Para los antiguos habitantes de Tenerife, el Teide no era solo una gran montaña: era un lugar sagrado. Los guanches, como se conocía a los aborígenes de la isla, lo llamaban Echeyde, que significa “morada de Guayota, el Maligno”. Según su mitología, Guayota secuestró al dios del Sol, Magec, y lo encerró en el interior del Teide, sumiendo la isla en la oscuridad. Ante esta situación, los guanches pidieron ayuda a Achamán, el dios supremo del cielo, quien logró liberar al Sol, derrotar a Guayota y cerrar la boca del volcán con una gran roca: el actual “Pan de Azúcar”, el cono final que corona el Teide.
Curiosamente, esta antigua leyenda podría coincidir con una erupción histórica del Teide. En 1492, cuando Cristóbal Colón partía hacia América, su hijo Fernando relató en un libro que, al pasar cerca de Tenerife, vieron salir llamaradas de la montaña más alta de todas las islas.
Pero el Teide no era solo un símbolo espiritual para los antiguos habitantes de Tenerife. También desempeñaba un papel crucial en su supervivencia. Durante el verano, los pastores guanches conducían sus rebaños hasta las cumbres, aprovechando los pastos de alta montaña que ofrecía la zona de Las Cañadas. Esta práctica estacional de aprovechamiento ganadero fue posteriormente adoptada por los conquistadores, quienes también subían sus rebaños para beneficiarse de la vegetación de altura.
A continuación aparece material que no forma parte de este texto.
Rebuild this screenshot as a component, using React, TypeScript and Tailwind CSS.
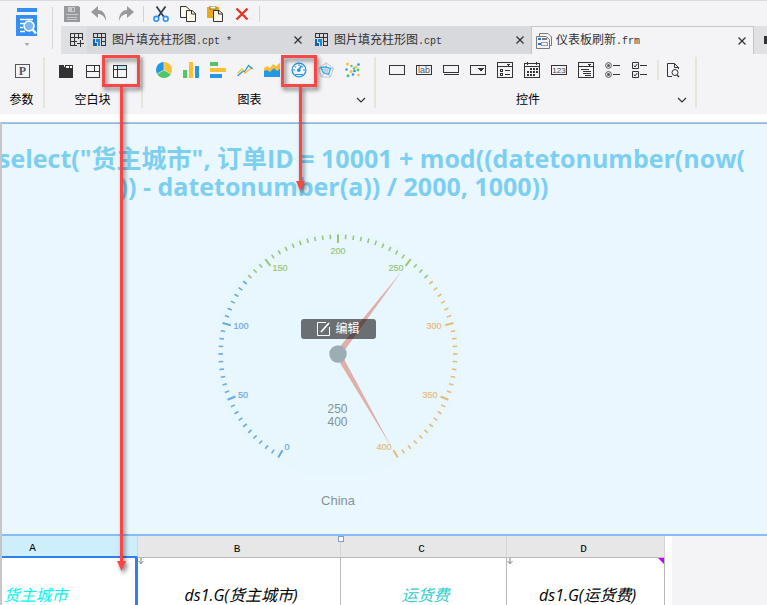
import React from "react";

const INK = "#333333";

function Icon({ children, label, crisp = true }: { children: React.ReactNode; label: string; crisp?: boolean }) {
    return (
        <button type="button" aria-label={label} className="w-4 h-4 shrink-0">
            <svg width="16" height="16" viewBox="0 0 16 16" fill="none" stroke={INK} shapeRendering={crisp ? "crispEdges" : "auto"}>
                {children}
            </svg>
        </button>
    );
}

function Close({ name }: { name: string }) {
    return (
        <button type="button" aria-label={"close " + name} className="w-2 h-2 shrink-0">
            <svg width="8" height="8" viewBox="0 0 8 8" stroke={INK} strokeWidth="1.3">
                <path d="M0.5 0.5L7.5 7.5M7.5 0.5L0.5 7.5" />
            </svg>
        </button>
    );
}

function CptIcon() {
    return (
        <svg width="14" height="14" viewBox="0 0 14 14" fill="none" className="shrink-0" shapeRendering="crispEdges">
            <path d="M0.5 5V0.5H12.5V12.5H8M0 4.5H12M4.5 0V4M8.5 0V13M9 8.5H12" stroke={INK} />
            <path d="M0 6H2V13H0zM2 10H4V13H2z" fill="#1d5fa8" />
            <path d="M3 6H7V13H5V9H3z" fill="#1a8ad6" />
        </svg>
    );
}

function FrmIcon() {
    return (
        <svg width="16" height="16" viewBox="0 0 16 16" fill="none" className="shrink-0">
            <path d="M3.5 3V0.5H12L15.5 4V12.5H13" stroke="#77797d" />
            <path d="M0.5 3.5H10L13.5 6.5V15.5H0.5z" fill="#f4f4f7" stroke="#77797d" />
            <path d="M2 5H5V7H2zM2 10H5V12H2z" fill="#2a76c4" />
            <rect x="6.5" y="5.5" width="4" height="1" stroke="#77797d" />
            <rect x="5.5" y="9.5" width="6" height="3" stroke="#9a9ca0" />
        </svg>
    );
}

function Tab({ icon, title, ext, active }: { icon: React.ReactNode; title: string; ext: string; active?: boolean }) {
    return (
        <div className={active ? "w-[222px] shrink-0 flex items-center gap-1 pl-1 pr-[7px] bg-[#f4f4f7] border-l border-t border-[#c6c7cb]" : "w-[222px] shrink-0 flex items-center gap-[5px] pl-[6px] pr-[7px]"}>
            {icon}
            <button type="button" className="grow text-left text-xs text-[#333333] whitespace-pre">
                {title}<span className="font-['Liberation_Mono'] text-[10px]">{ext}</span>
            </button>
            <Close name={title} />
        </div>
    );
}

function Chevron({ label }: { label: string }) {
    return (
        <button type="button" aria-label={label} className="absolute right-2 bottom-1 w-[10px] h-2">
            <svg width="10" height="8" viewBox="0 0 10 8" fill="none" stroke={INK} strokeWidth="1.2">
                <path d="M1 2L5 6L9 2" />
            </svg>
        </button>
    );
}

function Group({ name, className, more, children }: { name: string; className: string; more?: boolean; children: React.ReactNode }) {
    return (
        <section className={"relative shrink-0 h-[51px] flex flex-col justify-between border-r-2 border-[#e6e5dc] " + className}>
            <div className="flex gap-[11px] pt-[5px]">{children}</div>
            <span className="text-center text-xs leading-4 text-black">{name}</span>
            {more && <Chevron label={name} />}
        </section>
    );
}

function QuickBar() {
    return (
        <div className="h-[25px] flex items-center gap-[11px] pl-[3px]">
            <Icon label="save">
                <path d="M0 0H14L16 2V16H0z" fill="#98999d" stroke="none" />
                <path d="M4 1H11V6H4z" fill="#c9cacd" stroke="none" />
                <path d="M8 2H10V5H8z" fill="#98999d" stroke="none" />
                <path d="M2 8.5H14M3 11.5H13M3 13.5H13" stroke="#c9cacd" />
            </Icon>
            <Icon label="undo" crisp={false}>
                <path d="M0 6L7 0V4C12 4 15 8 15 15C13 10 11 8 7 8V12z" fill="#98999d" stroke="none" />
            </Icon>
            <Icon label="redo" crisp={false}>
                <path d="M16 6L9 0V4C4 4 1 8 1 15C3 10 5 8 9 8V12z" fill="#98999d" stroke="none" />
            </Icon>
            <div className="w-px h-4 bg-[#d2d3d6] -mx-[2px]" />
            <Icon label="cut" crisp={false}>
                <path d="M3.5 0.5L11 11M12.5 0.5L5 11" stroke="#333f4c" strokeWidth="1.8" />
                <circle cx="3.3" cy="12.8" r="2.4" stroke="#2f92ee" strokeWidth="1.6" />
                <circle cx="12.7" cy="12.8" r="2.4" stroke="#2f92ee" strokeWidth="1.6" />
            </Icon>
            <Icon label="copy" crisp={false}>
                <path d="M0.5 0.5H6L9.5 3.5V11.5H0.5z" fill="#fdfaec" />
                <path d="M6.5 4.5H12L15.5 7.5V15.5H6.5z" fill="#fdfaec" />
                <path d="M11.5 4.5V8H15.5" />
            </Icon>
            <Icon label="paste" crisp={false}>
                <path d="M0 1H12V12H0z" fill="#eda91a" stroke="none" />
                <path d="M3 0H9V3H3z" fill="#f8f1dc" stroke="#6d5930" strokeWidth="0.7" />
                <path d="M6.5 4.5H12L15.5 7.5V15.5H6.5z" fill="#fdfaec" />
                <path d="M11.5 4.5V8H15.5" />
            </Icon>
            <Icon label="delete" crisp={false}>
                <path d="M2.5 2.5L13.5 13.5M13.5 2.5L2.5 13.5" stroke="#e6342c" strokeWidth="2.4" />
            </Icon>
            <div className="w-px h-4 bg-[#d2d3d6] -ml-[2px]" />
        </div>
    );
}

function Header() {
    return (
        <header className="flex h-[54px] border-t border-[#d9dadd]">
            <div className="w-[53px] shrink-0 py-[6px]">
                <button type="button" aria-label="menu" className="w-full h-[42px] flex justify-center border-r border-[#d6d7da]">
                    <svg width="22" height="40" viewBox="0 0 22 40" fill="none" className="ml-[2px]">
                        <path d="M1 1H21V5H1zM0 8H21V29H0z" fill="#3390f2" />
                        <path d="M4 12.5H17M4 16.5H8M4 20.5H7M4 24.5H9" stroke="#fff" strokeWidth="1.6" />
                        <circle cx="13" cy="19" r="5" fill="#78b8f8" stroke="#fff" strokeWidth="1.6" />
                        <path d="M16.5 22.5L20 26.5" stroke="#fff" strokeWidth="2.4" />
                        <path d="M8.5 36H13.5L11 39z" fill="#a9aaae" />
                    </svg>
                </button>
            </div>
            <div className="grow min-w-0 pl-2 flex flex-col">
                <QuickBar />
                <nav className="flex h-7 bg-[#d8d9dd] overflow-hidden">
                    <button type="button" aria-label="new" className="w-[26px] shrink-0 flex items-center justify-center bg-[#dfe0e3]">
                        <svg width="14" height="14" viewBox="0 0 14 14" fill="none" stroke={INK} className="ml-[6px]" shapeRendering="crispEdges">
                            <path d="M7 12.5H0.5V0.5H12.5V7M0 4.5H13M0 8.5H7M4.5 0V13M8.5 0V6M10.5 7V14M7 10.5H14" />
                        </svg>
                    </button>
                    <Tab icon={<CptIcon />} title="图片填充柱形图" ext=".cpt *" />
                    <Tab icon={<CptIcon />} title="图片填充柱形图" ext=".cpt" />
                    <Tab icon={<FrmIcon />} title="仪表板刷新" ext=".frm" active />
                    <button type="button" aria-label="tab list" className="grow flex items-center pl-[10px] bg-[#e1e1e3] border-l border-[#c6c7cb]">
                        <span className="w-2 h-2 shrink-0 bg-[#333333]" />
                    </button>
                </nav>
            </div>
        </header>
    );
}

function Ribbon() {
    return (
        <div className="flex h-[60px] pt-[3px] overflow-hidden">
            <Group name="参数" className="w-[45px] pl-[15px] [&>span]:-ml-[15px]">
                <Icon label="parameter">
                    <rect x="0.5" y="2.5" width="14" height="13" stroke="#55565a" />
                    <text x="7.5" y="13" textAnchor="middle" fontSize="12" fontWeight="bold" fontFamily="Liberation Serif" fill="#55565a" stroke="none">P</text>
                </Icon>
            </Group>
            <Group name="空白块" className="w-[98px] pl-[13px] [&>span]:-ml-[14px]">
                <Icon label="tab block">
                    <path d="M1 3H6V5H15V16H1z" fill={INK} stroke="none" />
                    <path d="M7.5 3.5H14.5V6.5H7.5zM11 3V7" fill="#fff" />
                </Icon>
                <Icon label="absolute block">
                    <path d="M1.5 3.5H14.5V15.5H1.5zM1 9.5H15M9.5 3V9" />
                </Icon>
                <Icon label="report block">
                    <path d="M5 3H15V7H5z" fill="#bfe6fa" stroke="none" />
                    <path d="M1.5 3.5H14.5V15.5H1.5zM1 7.5H15M5.5 3V16" />
                </Icon>
            </Group>
            <Group name="图表" className="w-[233px] pl-[13px] [&>span]:-ml-[31px]" more>
                <Icon label="pie" crisp={false}>
                    <path d="M8 8V0A8 8 0 0 1 14.9 12z" fill="#f9bf35" stroke="none" />
                    <path d="M8 8V0A8 8 0 0 0 1.1 12z" fill="#2497e3" stroke="none" />
                    <path d="M8 8L1.1 12A8 8 0 0 0 14.9 12z" fill="#52c564" stroke="none" />
                    <path d="M8 0V8L1.1 12M8 8L14.9 12" stroke="#f4f4f7" strokeWidth="0.6" />
                </Icon>
                <Icon label="column">
                    <path d="M0 8H4V16H0z" fill="#52c564" stroke="none" />
                    <path d="M6 0H10V16H6z" fill="#f9bf35" stroke="none" />
                    <path d="M12 4H16V16H12z" fill="#2497e3" stroke="none" />
                </Icon>
                <Icon label="bar">
                    <path d="M0 0H8V4H0z" fill="#52c564" stroke="none" />
                    <path d="M0 6H16V10H0z" fill="#f9bf35" stroke="none" />
                    <path d="M0 12H12V16H0z" fill="#2497e3" stroke="none" />
                </Icon>
                <Icon label="line" crisp={false}>
                    <path d="M0.5 11.5L5 7L8 11L15.5 5" stroke="#f9bf35" strokeWidth="1.3" />
                    <path d="M0.5 14L5 10L8 9L11.5 3.5L15.5 7" stroke="#2497e3" strokeWidth="1.3" />
                </Icon>
                <Icon label="area" crisp={false}>
                    <path d="M0 6L3 4L6 6L9 2L12 4L16 1V11H0z" fill="#f9bf35" stroke="none" />
                    <path d="M0 9L3 8L6 10L10 6L13 9L16 7V15H0z" fill="#2497e3" stroke="none" />
                </Icon>
                <Icon label="gauge" crisp={false}>
                    <circle cx="8" cy="8" r="6.9" stroke="#2497e3" strokeWidth="1.3" />
                    <path d="M8 1V4M2 8H4M12 8H14M3.5 4L5 5.2M12.5 4L11 5.2M4 12.5H12" stroke="#2497e3" />
                    <path d="M7.8 8L10.5 3.5" stroke="#2497e3" strokeWidth="1.5" />
                    <circle cx="7.8" cy="8.2" r="1.8" fill="#2497e3" stroke="none" />
                </Icon>
                <Icon label="radar" crisp={false}>
                    <path d="M8 0.7L15.3 6.2L12.6 15H3.4L0.7 6.2zM8 0.7V8M15.3 6.2L8 8L12.6 15M3.4 15L8 8L0.7 6.2" stroke="#c3c6cb" />
                    <path d="M3 5.5L8 5L12.5 6.5L10.5 12.5L5.5 11z" stroke="#45aef0" strokeWidth="1.4" />
                    <path d="M6 8L8 6.5L10 8L9 10H7z" stroke="#9ed3f5" />
                </Icon>
                <Icon label="scatter" crisp={false}>
                    <g stroke="none" fill="#f9bf35">
                        <circle cx="2.5" cy="2" r="1.5" /><circle cx="11" cy="5" r="1.3" /><circle cx="6" cy="9.5" r="1.5" /><circle cx="13.5" cy="13" r="1.3" />
                    </g>
                    <g stroke="none" fill="#2497e3">
                        <circle cx="13.5" cy="2.5" r="1.3" /><circle cx="1.5" cy="7.5" r="1.2" /><circle cx="9.5" cy="9" r="1.3" /><circle cx="8" cy="12.5" r="1.3" />
                    </g>
                    <g stroke="none" fill="#52c564">
                        <circle cx="6.5" cy="4" r="1.2" /><circle cx="9" cy="6.5" r="1.2" /><circle cx="13" cy="8" r="1.4" /><circle cx="3" cy="13.8" r="1.5" />
                    </g>
                </Icon>
            </Group>
            <Group name="控件" className="w-[321px] pl-[13px] [&>span]:-ml-[28px]" more>
                <Icon label="text box"><rect x="0.5" y="3.5" width="15" height="9" /></Icon>
                <Icon label="label">
                    <rect x="0.5" y="3.5" width="15" height="9" />
                    <text x="8" y="11" textAnchor="middle" fontSize="9" fontFamily="Liberation Sans" fill="#55565a" stroke="none">lab</text>
                </Icon>
                <Icon label="button"><path d="M0.5 3.5H15.5V10.5H0.5zM1 12.5H16" /></Icon>
                <Icon label="combo box">
                    <rect x="0.5" y="3.5" width="15" height="9" />
                    <path d="M8 6H14L11 10z" fill={INK} stroke="none" />
                </Icon>
                <Icon label="check combo">
                    <path d="M0.5 0.5H15.5V15.5H0.5zM0 4.5H16M3.5 7.5H5.5V9.5H3.5zM3.5 11.5H5.5V13.5H3.5zM8 8.5H13M8 12.5H13" />
                    <path d="M10 2H13L11.5 4z" fill={INK} stroke="none" />
                </Icon>
                <Icon label="date">
                    <path d="M0.5 1.5H15.5V15.5H0.5zM0 4.5H16M3.5 0V3M12.5 0V3" />
                    <path d="M6 7H14M3 10H14M3 13H11" strokeWidth="2" strokeDasharray="2 1" />
                </Icon>
                <Icon label="number">
                    <rect x="0.5" y="3.5" width="15" height="9" />
                    <text x="8" y="11" textAnchor="middle" fontSize="8" fontFamily="Liberation Sans" fill="#444" stroke="none">123</text>
                </Icon>
                <Icon label="tree">
                    <path d="M0.5 0.5H15.5V15.5H0.5zM0 4.5H16M3 7.5H11M5 9.5H13M5 11.5H13M7 13.5H13" />
                    <path d="M10 2H13L11.5 4z" fill={INK} stroke="none" />
                </Icon>
                <Icon label="radio group" crisp={false}>
                    <circle cx="3.5" cy="3.5" r="2.9" stroke="#55565a" /><circle cx="3.5" cy="3.5" r="1.5" fill="#55565a" stroke="none" />
                    <circle cx="3.5" cy="12.5" r="2.9" stroke="#55565a" /><circle cx="3.5" cy="12.5" r="1.5" fill="#55565a" stroke="none" />
                    <path d="M8 3.5H15M8 12.5H15" />
                </Icon>
                <Icon label="check group" crisp={false}>
                    <path d="M0.5 0.5H6.5V6.5H0.5zM0.5 9.5H6.5V15.5H0.5z" />
                    <path d="M2 3.5L3 5L5.2 2M2 12.5L3 14L5.2 11M8 3.5H15M8 12.5H15" />
                </Icon>
                <div className="w-[2px] h-5 bg-[#e6e5dc] -ml-[2px] -mt-[2px] -mr-1" />
                <Icon label="query" crisp={false}>
                    <path d="M6 14.5H1.5V1.5H8.5L12.5 5.5V7M8.5 1.5V5.5H12.5" />
                    <circle cx="9" cy="10.5" r="3" />
                    <path d="M11 13L13 15" strokeWidth="1.5" />
                </Icon>
            </Group>
        </div>
    );
}

const gaugeLabels = [
    { value: 0, x: 77, y: 227, color: "#6aaade" },
    { value: 50, x: 33, y: 175, color: "#6aaade" },
    { value: 100, x: 31, y: 106, color: "#6aaade" },
    { value: 150, x: 70, y: 48, color: "#99c67a" },
    { value: 200, x: 128, y: 31, color: "#99c67a" },
    { value: 250, x: 186, y: 48, color: "#99c67a" },
    { value: 300, x: 224, y: 106, color: "#e6bb7a" },
    { value: 350, x: 220, y: 175, color: "#e6bb7a" },
    { value: 400, x: 174, y: 227, color: "#e6bb7a" },
];

function tickColor(i: number) {
    if (i <= 26) return "#6aaade";
    return i <= 53 ? "#99c67a" : "#e6bb7a";
}

function Gauge() {
    const ticks = Array.from({ length: 81 }, (_, i) => i);
    return (
        <div className="relative w-64 h-[252px]">
            <svg width="256" height="252" viewBox="0 0 256 252" fontFamily="Liberation Sans">
                <circle cx="128" cy="131" r="124" fill="#e8f6fd" />
                {ticks.map((i) => (
                    <line
                        key={i}
                        x1="128"
                        x2="128"
                        y1="11.5"
                        y2={i % 10 === 0 ? 20 : 16}
                        stroke={tickColor(i)}
                        strokeWidth={i % 10 === 0 ? 2 : 1.6}
                        transform={`rotate(${i * 3.75 - 150} 128 131)`}
                    />
                ))}
                {gaugeLabels.map((l) => (
                    <text key={l.value} x={l.x} y={l.y} textAnchor="middle" fontSize="9" fill={l.color} stroke={l.color} strokeWidth="0.2">{l.value}</text>
                ))}
                <path d="M125.5 129L192 48L130.5 133z" fill="#dfb0aa" />
                <path d="M125.5 132.5L182 225L130.5 129.5z" fill="#dfb0aa" />
                <circle cx="128" cy="131" r="8.7" fill="#9dadb4" />
                <text x="127.5" y="190" textAnchor="middle" fontSize="12" fill="#84939a">250</text>
                <text x="127.5" y="203" textAnchor="middle" fontSize="12" fill="#84939a">400</text>
            </svg>
            <button type="button" className="absolute left-[91px] top-24 w-[75px] h-5 rounded-[3px] bg-black/55 text-white text-xs flex items-center justify-center gap-[5px]">
                <svg width="13" height="14" viewBox="0 0 13 14" fill="none" stroke="#fff">
                    <path d="M9 0.5H0.5V13.5H12.5V5" />
                    <path d="M4 10L12 1" strokeWidth="1.6" />
                </svg>
                编辑
            </button>
        </div>
    );
}

function DownMark() {
    return (
        <svg width="6" height="7" viewBox="0 0 6 7" fill="none" stroke="#808080" className="absolute left-0 top-0">
            <path d="M3 0V6M0.5 3L3 5.5L5.5 3" />
        </svg>
    );
}

function Sheet() {
    return (
        <div className="flex bg-[#f4f4f7]">
            <div className="w-[670px] shrink-0 bg-white">
                <table className="w-[663px] table-fixed border-separate border-spacing-0 text-center">
                    <colgroup>
                        <col className="w-[136px]" />
                        <col className="w-[203px]" />
                        <col className="w-[166px]" />
                        <col className="w-[158px]" />
                    </colgroup>
                    <thead>
                        <tr className="h-[21px] bg-[#e7e7e7] font-['Liberation_Mono'] text-[11px] leading-4 text-black">
                            <th className="p-0 pt-1 pr-[74px] font-normal bg-[#cfeefb] border-r border-[#d4d5dc] border-b-2 border-b-[#2f80ed]">A</th>
                            <th className="relative p-0 pt-1 pr-1 font-normal border-r border-b border-[#d4d5dc] border-b-[#b9b9b9]">
                                B
                                <span className="absolute -right-1 top-0 w-[6px] h-[6px] border border-[#7f9fc2] bg-white" />
                            </th>
                            <th className="p-0 pt-1 pr-1 font-normal border-r border-b border-[#d4d5dc] border-b-[#b9b9b9]">C</th>
                            <th className="p-0 pt-1 pr-1 font-normal border-r border-b border-[#d4d5dc] border-b-[#b9b9b9]">D</th>
                        </tr>
                    </thead>
                    <tbody>
                        <tr className="h-[73px] italic text-base text-black">
                            <td className="p-0 pr-[66px] whitespace-nowrap text-[#00f6f6] border-r-[3px] border-[#2f80ed]">货主城市</td>
                            <td className="relative p-0 pl-1 border-r border-[#b9b9b9]"><DownMark />ds1.G(货主城市)</td>
                            <td className="p-0 pl-1 text-[#35cdcd] border-r border-[#b9b9b9]">运货费</td>
                            <td className="relative p-0 pl-1 border-r border-[#b9b9b9]">
                                <DownMark />
                                ds1.G(运货费)
                                <svg width="6" height="6" viewBox="0 0 6 6" className="absolute right-0 top-0">
                                    <path d="M0 0H6V6z" fill="#c800ff" />
                                </svg>
                            </td>
                        </tr>
                    </tbody>
                </table>
            </div>
        </div>
    );
}

// red call-outs from the ribbon icons down to the blocks they create
function Callouts() {
    return (
        <svg width="340" height="590" viewBox="0 0 340 590" fill="none" className="absolute left-0 top-0 pointer-events-none drop-shadow-[2px_3px_2px_rgba(0,0,0,0.5)]">
            <rect x="103.5" y="56.5" width="35" height="29" stroke="#fb4646" strokeWidth="3" />
            <path d="M121.5 87V563" stroke="#fb4646" strokeWidth="3" />
            <path d="M117 561H126L121.5 571z" fill="#fb4646" />
            <rect x="282.5" y="56.5" width="33" height="29" stroke="#fb4646" strokeWidth="3" />
            <path d="M300.5 87V183" stroke="#fb4646" strokeWidth="3" />
            <path d="M296 181H305L300.5 191z" fill="#fb4646" />
        </svg>
    );
}

export default function App() {
    return (
        <div className="relative h-screen overflow-hidden bg-[#f4f4f7] font-['Open_Sans','Noto_Sans_CJK_SC',sans-serif]">
            <Header />
            <Ribbon />
            <main className="bg-white pt-2">
                <div className="border-l-2 border-[#c6c6c8]">
                    <section className="h-[414px] bg-[#eaf7fe] border-t border-t-[#c3c3c5] border-b-2 border-b-[#84bbf8] overflow-hidden">
                        <div className="border-t border-[#84bbf8]">
                            <div className="w-[672px] flex flex-col items-center">
                                <h1 className="w-full -ml-2 pt-5 text-center whitespace-nowrap font-bold text-[25px] leading-7 text-[#7ccff0]">
                                    select("货主城市", 订单ID = 10001 + mod((datetonumber(now(
                                    <br />
                                    )) - datetonumber(a)) / 2000, 1000))
                                </h1>
                                <div className="pt-[23px]"><Gauge /></div>
                                <p className="pt-[18px] font-['Liberation_Sans'] text-[13px] leading-4 text-[#84939a]">China</p>
                            </div>
                        </div>
                    </section>
                    <Sheet />
                </div>
            </main>
            <Callouts />
        </div>
    );
}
Este lugar no solo ha fascinado a pueblos antiguos, sino también a científicos de todo el mundo. El primer naturalista en estudiar su flora fue el alemán Alexander von Humboldt, quien visitó la isla en 1799. Antes, en 1724, el botánico Feuillée describió por primera vez la emblemática violeta del Teide. Y ya en el siglo XX, el sueco Sventenius dedicó años de trabajo a conocer y proteger la vegetación de este extraordinario entorno natural.